Emerging wearable technologies coupled with the reality of larger-screen smartphones are beginning to erode the popularity of tablets, according to IDC. This year, 227.4 million units will ship; that's down from previous estimates of 229.3 million, but still 57.7 percent higher than 2012 shipments. By 2017, almost 407 million units will ship globally, IDC said.
Sales could increase if vendors -- perhaps one of the leaders such as Apple, Google, or Samsung -- develop a captivating product or capability, suggested IDC.
"A lower than anticipated second quarter, hampered by a lack of major product announcements, means the second half of the year now becomes even more critical for a tablet market that has traditionally seen its highest shipment volume occur during the holiday season," said Tom Mainelli, research director, Tablets, in a statement.
We expect average selling prices to continue to compress as more mainstream vendors utilize low-cost components to better compete with the whitebox tablet vendors that continue to enjoy widespread traction in the market despite typically offering lower-quality products and poorer customer experiences.
The mature market -- which includes North America, Europe, and Japan -- will decrease from 60.8 percent of the market last year to 49 percent by 2017. Emerging markets -- which include Latin America, Central and Eastern Europe, most of Asia/Pacific, the Middle East, and Africa -- will grow from 39.2 percent in 2012 to 51 percent by 2017, IDC said. Vertical adoption will also grow, as sectors such as retail and education are expected to represent 20 percent of marketshare by 2017, versus 10 percent in 2012.
Of course, developers of competing technologies are not standing still. They're pursuing enterprise professionals who are increasingly responsible for selecting their own mobile devices, looking to develop alternative solutions that deliver all-in-one communication and collaboration capabilities.
To date, Google Glass and smartwatches haven't taken off among mainstream adopters. You may be able to check email, use GPS, or look up a website, but they both lack basic one-on-one voice capabilities. Mobile professionals cannot write reports, create PowerPoints, or review spreadsheets on a smartwatch.
Larger smartphones could pose more of a threat for people who only occasionally have to respond to business emails or tweak the company website. But when I have to type more than a few lines on my iPhone 5, my fingers grow weary. Granted, I'm not the most adept texter, but the pain of writing an article on my phone is unimaginable. Let's put it this way: I'd probably miss deadline. And the copy editing team would be very angry at my many typos.

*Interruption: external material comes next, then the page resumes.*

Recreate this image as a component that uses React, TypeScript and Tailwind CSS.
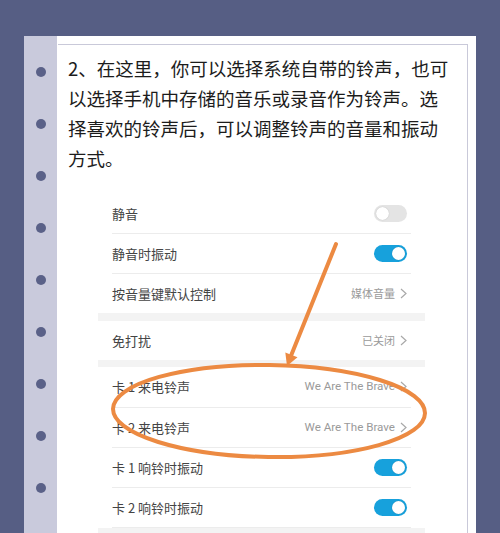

One of few certainties is that when mobile professionals begin experimenting with wearable and emerging technologies, it'll be up to their colleagues in IT to ensure these devices synchronize with tablets and smartphones and are secure.
While tablet adoption may decrease, it's only because a new market is (quickly) reaching saturation. It should, however, sound a wake-up call to vendors: Innovate fast, because this year's hot tablet could be next decade's stale PC.